How to keep an ambulance ride out of your amphetamine experience
An overdose of amphetamine can bring on a range of symptoms, but it’s rare for it to lead to death. There are a few things you can do to keep yourself safe during and after taking amphetamine.
Water is your friend
Drink plenty of water while you’re taking amphetamine because it will dehydrate you. This is particularly important if you’re using it as a physical performance enhancer, because you may be more vulnerable to injury if your muscle tissue is dehydrated.
Alcohol and amphetamine don’t mix
Drinking alcohol while taking amphetamine is a Very Bad Idea…
Alcohol is loosely classed as a ‘downer’, while amphetamine is an ‘upper’, so they both mask and intensify the effects of each other. As a result, it will be harder to gauge levels of intoxication from each drug – you could be close to giving yourself alcohol poisoning while still not feeling very drunk at all, and the damage to your organs may be higher – both while on the drugs and long-term.
Also, you’ll be more prone to dehydration if you’re drinking alcohol while amphetamine is in your system
Watch your blood pressure
If you have pre-existing heart or blood pressure problems, we recommend avoiding amphetamines and other stimulants except as prescribed by a healthcare practitioner.

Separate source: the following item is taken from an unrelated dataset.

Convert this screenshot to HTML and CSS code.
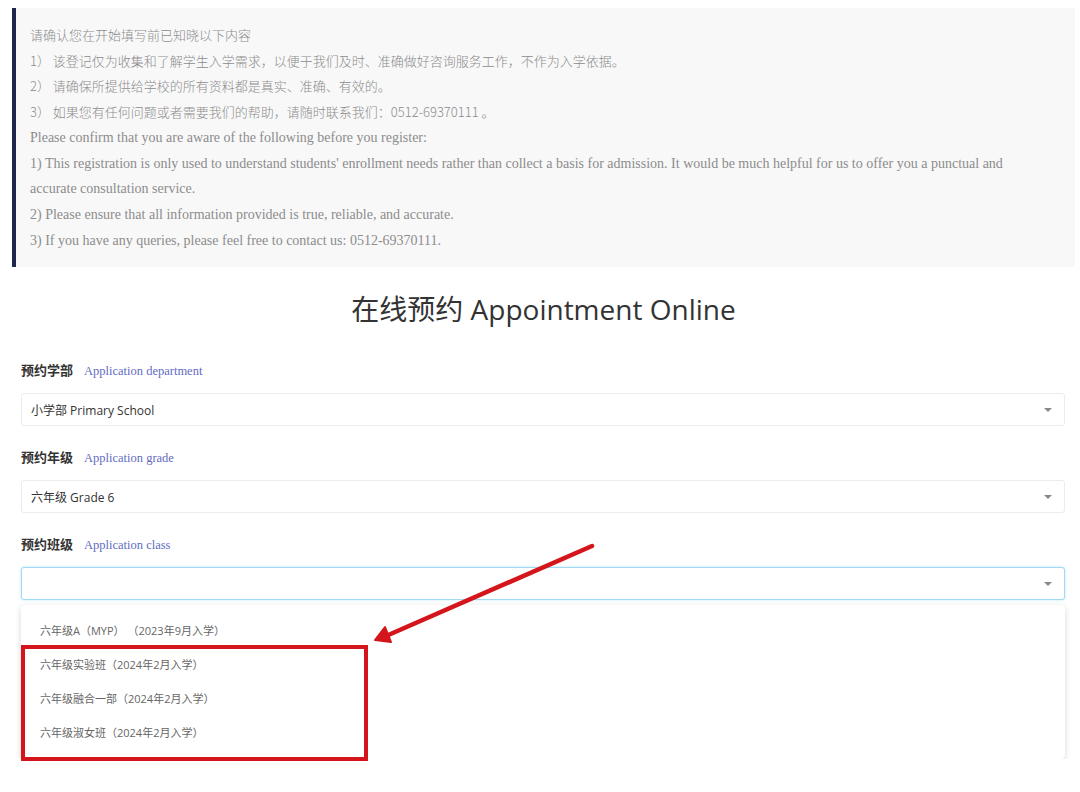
FILE: index.html
```html
<!DOCTYPE html>
<html lang="zh-CN">
<head>
    <meta charset="UTF-8">
    <meta name="viewport" content="width=device-width, initial-scale=1.0">
    <title>在线预约 Appointment Online</title>
    <link rel="stylesheet" href="styles.css">
</head>
<body>
    <div class="page">
        <div class="notice">
            <p class="cn">请确认您在开始填写前已知晓以下内容</p>
            <p class="cn">1） 该登记仅为收集和了解学生入学需求，以便于我们及时、准确做好咨询服务工作，不作为入学依据。</p>
            <p class="cn">2） 请确保所提供给学校的所有资料都是真实、准确、有效的。</p>
            <p class="cn">3） 如果您有任何问题或者需要我们的帮助，请随时联系我们：0512-69370111 。</p>
            <p class="en">Please confirm that you are aware of the following before you register:</p>
            <p class="en">1) This registration is only used to understand students' enrollment needs rather than collect a basis for admission. It would be much helpful for us to offer you a punctual and accurate consultation service.</p>
            <p class="en">2) Please ensure that all information provided is true, reliable, and accurate.</p>
            <p class="en">3) If you have any queries, please feel free to contact us: 0512-69370111.</p>
        </div>

        <h1 class="title">在线预约 Appointment Online</h1>

        <div class="form">
            <div class="field">
                <div class="label">预约学部<span class="label-en">Application department</span></div>
                <div class="select">
                    <span class="value">小学部 Primary School</span>
                    <span class="caret"></span>
                </div>
            </div>
            <div class="field">
                <div class="label">预约年级<span class="label-en">Application grade</span></div>
                <div class="select">
                    <span class="value">六年级 Grade 6</span>
                    <span class="caret"></span>
                </div>
            </div>
            <div class="field open">
                <div class="label">预约班级<span class="label-en">Application class</span></div>
                <div class="select focus">
                    <span class="value"></span>
                    <span class="caret"></span>
                </div>
                <ul class="dropdown">
                    <li>六年级A（MYP） （2023年9月入学）</li>
                    <li>六年级实验班（2024年2月入学）</li>
                    <li>六年级融合一部（2024年2月入学）</li>
                    <li>六年级淑女班（2024年2月入学）</li>
                </ul>
            </div>
        </div>
    </div>

    <!-- annotation drawn over the screenshot -->
    <div class="mark-box"></div>
    <svg class="mark-arrow" width="1080" height="792" viewBox="0 0 1080 792">
        <line x1="592" y1="546" x2="386" y2="636" stroke="#d4161c" stroke-width="4.5" stroke-linecap="round"/>
        <polygon points="375,640 385,627 391,642" fill="#d4161c" stroke="#d4161c" stroke-width="2" stroke-linejoin="round"/>
    </svg>
</body>
</html>
```

FILE: styles.css
```css
body {
    margin: 0;
    background: #fff;
    color: #333;
    font-family: "Open Sans", "Noto Sans CJK SC", sans-serif;
}
.page {
    width: 1063px;
    padding: 8px 0 0 12px;
}
.notice {
    background: #f8f8f8;
    border-left: 4px solid #1e2650;
    padding: 14px 40px 14px 14px;
    color: #8c8c8c;
    font-size: 13px;
    line-height: 25.7px;
}
.notice p {
    margin: 0;
}
.notice .cn {
    font-family: "Noto Sans CJK SC", sans-serif;
    font-weight: 300;
}
.notice .en {
    font-family: "Liberation Serif", "DejaVu Serif", serif;
    font-size: 14px;
}
.title {
    margin: 20px 0 0;
    text-align: center;
    font-size: 28px;
    font-weight: 400;
    line-height: 44px;
    color: #333;
    font-family: "Open Sans", "Noto Sans CJK SC", sans-serif;
}
.form {
    padding: 0 10px 0 9px;
    margin-top: 29px;
}
.field {
    padding-bottom: 21px;
}
.label {
    font-family: "Noto Sans CJK SC", sans-serif;
    font-size: 13px;
    font-weight: 700;
    line-height: 20px;
    color: #333;
}
.label-en {
    margin-left: 11px;
    font-family: "Liberation Serif", "DejaVu Serif", serif;
    font-size: 12.5px;
    font-weight: 400;
    color: #5f6cbf;
}
.select {
    margin-top: 12px;
    height: 33px;
    box-sizing: border-box;
    border: 1px solid #ececec;
    border-radius: 3px;
    background: #fff;
    display: flex;
    align-items: center;
    justify-content: space-between;
    padding: 0 12px 0 9px;
    font-size: 12px;
    font-family: "Open Sans", "Noto Sans CJK SC", sans-serif;
    color: #333;
}
.select.focus {
    border-color: #9fd9f4;
    box-shadow: 0 0 3px rgba(120, 200, 240, 0.45);
}
.caret {
    width: 0;
    height: 0;
    border-left: 4px solid transparent;
    border-right: 4px solid transparent;
    border-top: 4px solid #8a8a8a;
}
.field.open {
    padding-bottom: 0;
}
.dropdown {
    list-style: none;
    margin: 5px 0 0;
    padding: 9px 0 9px;
    background: #fff;
    border-radius: 4px;
    box-shadow: 0 2px 6px rgba(0, 0, 0, 0.16);
}
.dropdown li {
    height: 34px;
    line-height: 34px;
    padding-left: 19px;
    font-size: 11px;
    color: #666;
    font-family: "Open Sans", "Noto Sans CJK SC", sans-serif;
}

/* annotation */
.mark-box {
    position: absolute;
    left: 21px;
    top: 645px;
    width: 347px;
    height: 116px;
    box-sizing: border-box;
    border: 4.5px solid #d4161c;
}
.mark-arrow {
    position: absolute;
    left: 0;
    top: 0;
    pointer-events: none;
}
```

Taking amphetamine on a regular basis can increase blood pressure, which is basically your heart pushing more blood through your blood vessels than what they can cope with. This causes things like heart attacks, strokes, aneurysms, and vision loss through the thickening of blood vessels in the eyes.
We started with nasal inhalers, now we’re here

Amphetamine was discovered by a chemist called Dr Gordan Alles. It became commercially available in the United States as a medicine in the 1930s under the market name Benzedrine. Benzedrine was initially sold over the counter as a nasal inhaler to treat narcolepsy or nasal congestion, but word soon got around that a strip of paper in the inhalers offered a euphoric high and sales among the general public soared.
Unsurprisingly, the ubiquity of amphetamine in licit and illicit markets led to amphetamine abuse being on the radar of medical practitioners. It was officially recognised in the 1950s as a condition in need of treatment.
The Food and Drug Administration clamped down on this, banning the inhalers in 1965. Amphetamine was legally classified as a controlled substance in the United States six years later.
Large amounts of amphetamines were supplied to soldiers in the Second World War and the Vietnam War to help them feel invincible going into battle. This boosted production of the drug and resulted in a large surplus after the Second World War, most of which made it to the illicit market, but some was legally prescribed to treat depression and obesity.
Amphetamine is once again a feature of university life as it was in the 1930s. An article in Times magazine titled ‘Pep poisoning’ is a classic example of moral panic with its depiction of Benzedrine as a harmful drug poisonous to both students’ bodies and orderly society. Fast forward to today, and you’ll see evidence in the documentary Take Your Pills (on Netflix) of how it’s still integral to American college students’ lives today, both academically and socially.
The article ‘Amphetamine, past and present – a pharmacological and clinical perspective’ in the Journal of Pharmacology provides an interesting discussion about the history of amphetamine, and a long-read by Jesse Hicks on the Science History website explores the early days of amphetamine as a treatment for colds.